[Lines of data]
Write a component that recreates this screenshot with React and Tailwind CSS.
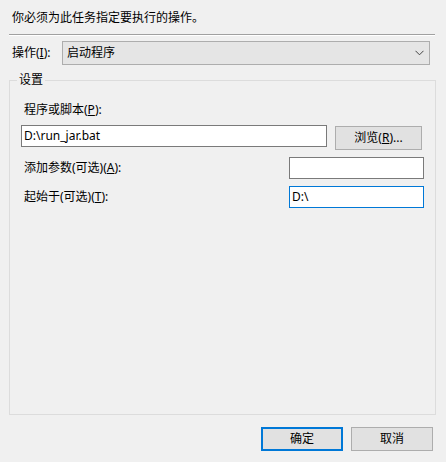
import React from "react";

const font = "font-['Noto_Sans','Noto_Sans_CJK_SC',sans-serif]";

function Key({ children }) {
  return <u className="underline underline-offset-[1px] decoration-1">{children}</u>;
}

function Field({ value = "", focused = false, className = "" }) {
  return (
    <div
      className={`h-[22px] bg-white border flex items-center pl-[2px] text-[12px] text-black ${
        focused ? "border-[#0078d7]" : "border-[#7a7a7a]"
      } ${className}`}
    >
      {value}
    </div>
  );
}

function Button({ children, primary = false, className = "" }) {
  return (
    <button
      className={`h-6 bg-[#e1e1e1] flex items-center justify-center text-[12px] text-black ${
        primary ? "border-2 border-[#0078d7]" : "border border-[#adadad]"
      } ${className}`}
    >
      {children}
    </button>
  );
}

export default function App() {
  return (
    <div className={`w-[446px] h-[462px] bg-[#f0f0f0] text-[12px] text-black ${font} flex flex-col`}>
      <div className="pt-[10px] pl-[12px] h-[26px] leading-4">你必须为此任务指定要执行的操作。</div>

      <div className="mt-[8px] ml-[9px] w-[426px] h-[2px] border-t border-[#a0a0a0] border-b border-b-white" />

      <div className="mt-[5px] flex items-center h-6">
        <span className="pl-[12px] w-[62px] leading-4">
          操作(<Key>I</Key>):
        </span>
        <div className="w-[368px] h-6 bg-[#e5e5e5] border border-[#adadad] flex items-center justify-between pl-[4px] pr-[5px]">
          <span>启动程序</span>
          <svg width="9" height="6" viewBox="0 0 9 6" fill="none">
            <path d="M0.5 0.8 L4.5 4.8 L8.5 0.8" stroke="#444" strokeWidth="1" />
          </svg>
        </div>
      </div>

      <div className="relative mt-[15px] ml-[9px] w-[427px] h-[335px] border border-[#dcdcdc]">
        <span className="absolute -top-[9px] left-[7px] px-[2px] bg-[#f0f0f0] leading-4">设置</span>

        <div className="pt-[21px] pl-[14px] leading-4">
          程序或脚本(<Key>P</Key>):
        </div>
        <div className="mt-[7px] ml-[11px] flex items-start gap-[8px]">
          <Field value="D:\run_jar.bat" className="w-[306px]" />
          <Button className="mt-[1px] w-[87px]">
            浏览(<Key>R</Key>)...
          </Button>
        </div>

        <div className="mt-[7px] flex items-center h-[22px]">
          <span className="pl-[14px] w-[279px] leading-4">
            添加参数(可选)(<Key>A</Key>):
          </span>
          <Field className="w-[135px]" />
        </div>
        <div className="mt-[7px] flex items-center h-[22px]">
          <span className="pl-[14px] w-[279px] leading-4">
            起始于(可选)(<Key>T</Key>):
          </span>
          <Field value="D:\" focused className="w-[135px]" />
        </div>
      </div>

      <div className="mt-[12px] flex justify-end gap-[8px] pr-[13px]">
        <Button primary className="w-[82px]">确定</Button>
        <Button className="w-[82px]">取消</Button>
      </div>
    </div>
  );
}
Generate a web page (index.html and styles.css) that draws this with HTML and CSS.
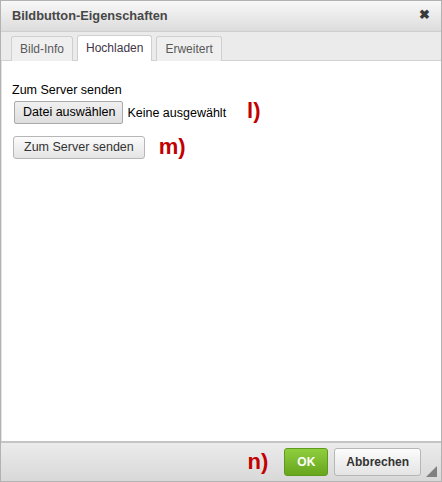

▶ INSTRUCTION
Retype all entries exactly as they appear, dropping the images.

▶ CORRECT OUTPUT
Write a component that recreates this screenshot with React and Tailwind CSS.
import React from "react";

const font = "font-['Noto_Sans','Noto_Sans_CJK_SC',sans-serif]";

function Key({ children }) {
  return <u className="underline underline-offset-[1px] decoration-1">{children}</u>;
}

function Field({ value = "", focused = false, className = "" }) {
  return (
    <div
      className={`h-[22px] bg-white border flex items-center pl-[2px] text-[12px] text-black ${
        focused ? "border-[#0078d7]" : "border-[#7a7a7a]"
      } ${className}`}
    >
      {value}
    </div>
  );
}

function Button({ children, primary = false, className = "" }) {
  return (
    <button
      className={`h-6 bg-[#e1e1e1] flex items-center justify-center text-[12px] text-black ${
        primary ? "border-2 border-[#0078d7]" : "border border-[#adadad]"
      } ${className}`}
    >
      {children}
    </button>
  );
}

export default function App() {
  return (
    <div className={`w-[446px] h-[462px] bg-[#f0f0f0] text-[12px] text-black ${font} flex flex-col`}>
      <div className="pt-[10px] pl-[12px] h-[26px] leading-4">你必须为此任务指定要执行的操作。</div>

      <div className="mt-[8px] ml-[9px] w-[426px] h-[2px] border-t border-[#a0a0a0] border-b border-b-white" />

      <div className="mt-[5px] flex items-center h-6">
        <span className="pl-[12px] w-[62px] leading-4">
          操作(<Key>I</Key>):
        </span>
        <div className="w-[368px] h-6 bg-[#e5e5e5] border border-[#adadad] flex items-center justify-between pl-[4px] pr-[5px]">
          <span>启动程序</span>
          <svg width="9" height="6" viewBox="0 0 9 6" fill="none">
            <path d="M0.5 0.8 L4.5 4.8 L8.5 0.8" stroke="#444" strokeWidth="1" />
          </svg>
        </div>
      </div>

      <div className="relative mt-[15px] ml-[9px] w-[427px] h-[335px] border border-[#dcdcdc]">
        <span className="absolute -top-[9px] left-[7px] px-[2px] bg-[#f0f0f0] leading-4">设置</span>

        <div className="pt-[21px] pl-[14px] leading-4">
          程序或脚本(<Key>P</Key>):
        </div>
        <div className="mt-[7px] ml-[11px] flex items-start gap-[8px]">
          <Field value="D:\run_jar.bat" className="w-[306px]" />
          <Button className="mt-[1px] w-[87px]">
            浏览(<Key>R</Key>)...
          </Button>
        </div>

        <div className="mt-[7px] flex items-center h-[22px]">
          <span className="pl-[14px] w-[279px] leading-4">
            添加参数(可选)(<Key>A</Key>):
          </span>
          <Field className="w-[135px]" />
        </div>
        <div className="mt-[7px] flex items-center h-[22px]">
          <span className="pl-[14px] w-[279px] leading-4">
            起始于(可选)(<Key>T</Key>):
          </span>
          <Field value="D:\" focused className="w-[135px]" />
        </div>
      </div>

      <div className="mt-[12px] flex justify-end gap-[8px] pr-[13px]">
        <Button primary className="w-[82px]">确定</Button>
        <Button className="w-[82px]">取消</Button>
      </div>
    </div>
  );
}
Generate a web page (index.html and styles.css) that draws this with HTML and CSS.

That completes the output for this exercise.